Maggie Mendenhall Casey: I bet on a day like that, you’re really getting a hit of dopamine and watching the movie.
Alexis Crawford Douglas: Totally.
Maggie Mendenhall Casey: Right?
Alexis Crawford Douglas: Yeah.
Maggie Mendenhall Casey: I watched ‘Architectural Digest’ put out like, a five-minute clip on YouTube where they showed the set for Barbie and the Barbie home and just even watching that, I just felt like, “oh, this is so beautiful.” Beyond it being beautiful really makes you think because they’re trying to make it look like a Barbie house, not a real house. Like they have the little stickers and all of that. As I continue to hear you, my jealousy grows and grows. I’m turning green over here, ladies.
Alexis Crawford Douglas: Well, the week before it came out, I just — I get my nails done every few weeks. I was in my nail salon getting my nails done, and I looked around, and every single person there was getting pink nails. Nobody was doing a non-pink color. It’s really taken the world by storm.
Trisha Rich: They could have sold nail polish ahead of time. Barbie has a trademark, actually, for the pantone color of the pink for – Barbie pink. They could do nail polish. I’m sure they have in the past.

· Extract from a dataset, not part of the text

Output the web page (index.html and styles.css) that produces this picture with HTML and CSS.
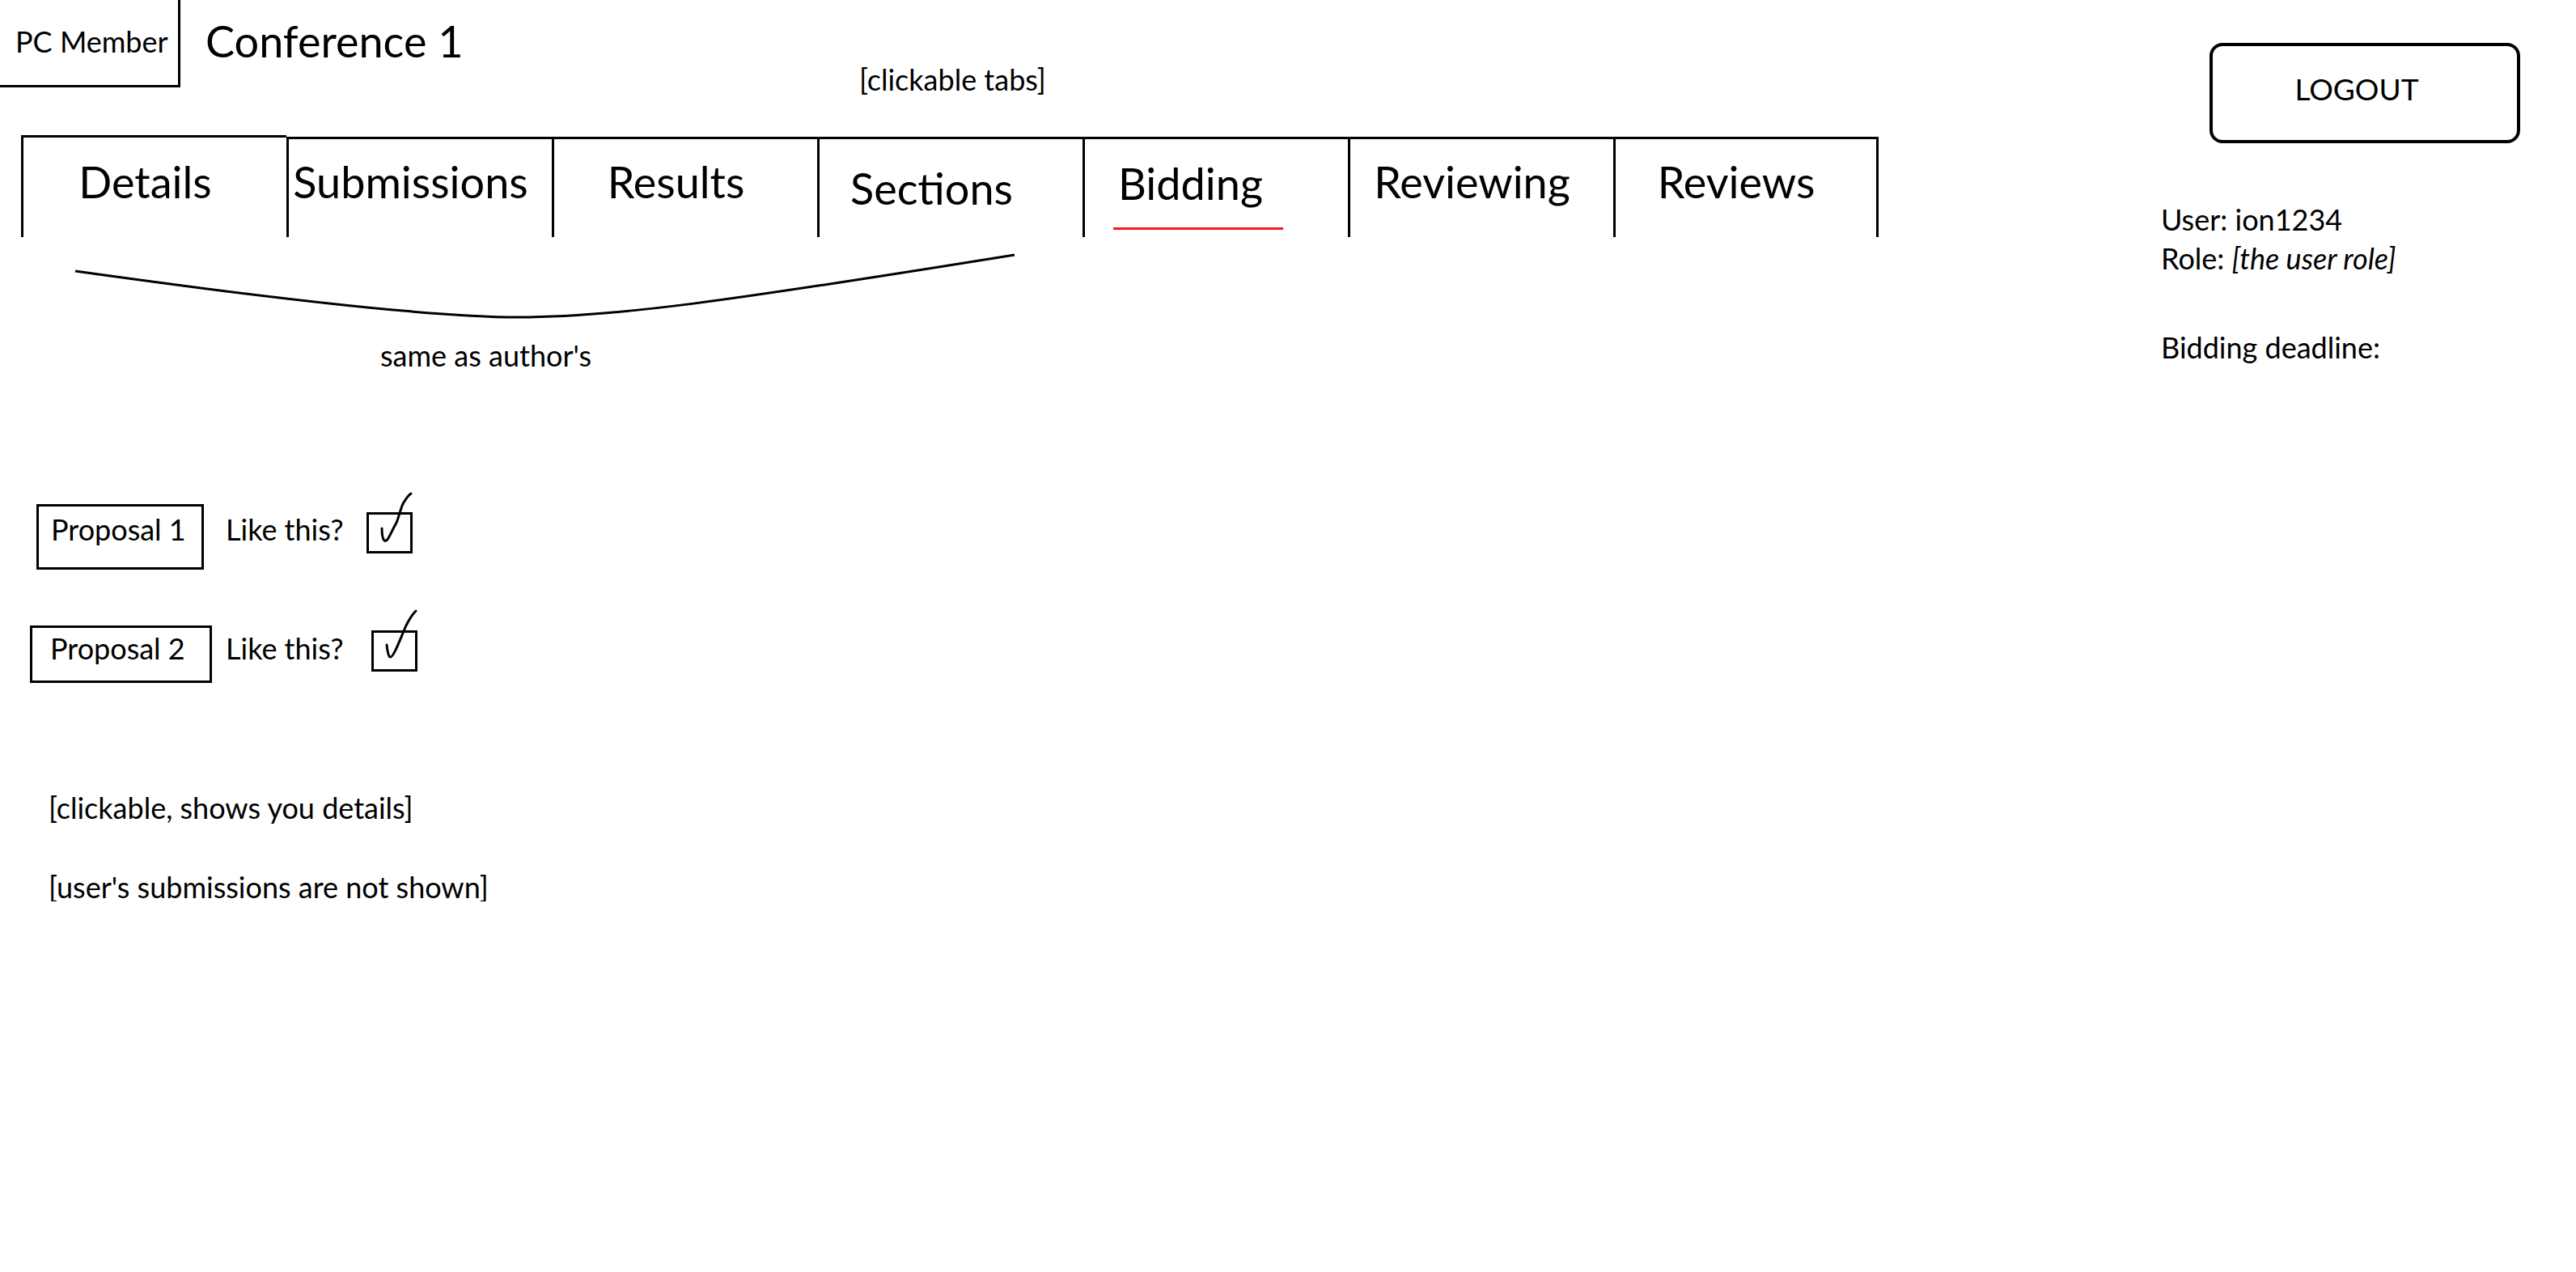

Alexis Crawford Douglas: Everything.
Maggie Mendenhall Casey: Yeah, I think they did an OPI collection, and that’s something I definitely want to chat with you about later. Like Tiffany blue, Barbie pink, Louboutin red. Like, that type of stuff is super interesting to me.
Trisha Rich: Let’s talk a little bit about for all of the history and the lore behind the Barbie brand. I understand, Alexis, that it started with a lawsuit, right?
Alexis Crawford Douglas: Right. The story behind the Barbie doll, as you hear in the movie at the end, that Ruth Handler was the inventor of the Barbie doll, and she created it to be a doll that her daughter could play with that wasn’t the traditional baby dolls. And so it looked more like a woman. And they’d gotten the inspiration when they were on vacation. And I guess she had been pitching this idea for a long time, and Mattel was like, “no, no, no, nobody’s interested in that.” They were on vacation in the Swiss Alps, and Handler and her daughter saw this German doll in a window called Bild Lilli. And the doll was a perfect representation of the idea that she had came to Mattel with, which was like a woman — let’s do a doll that looks like a woman rather than just like a baby doll, and people can use it as sort of inspiration and aspirational.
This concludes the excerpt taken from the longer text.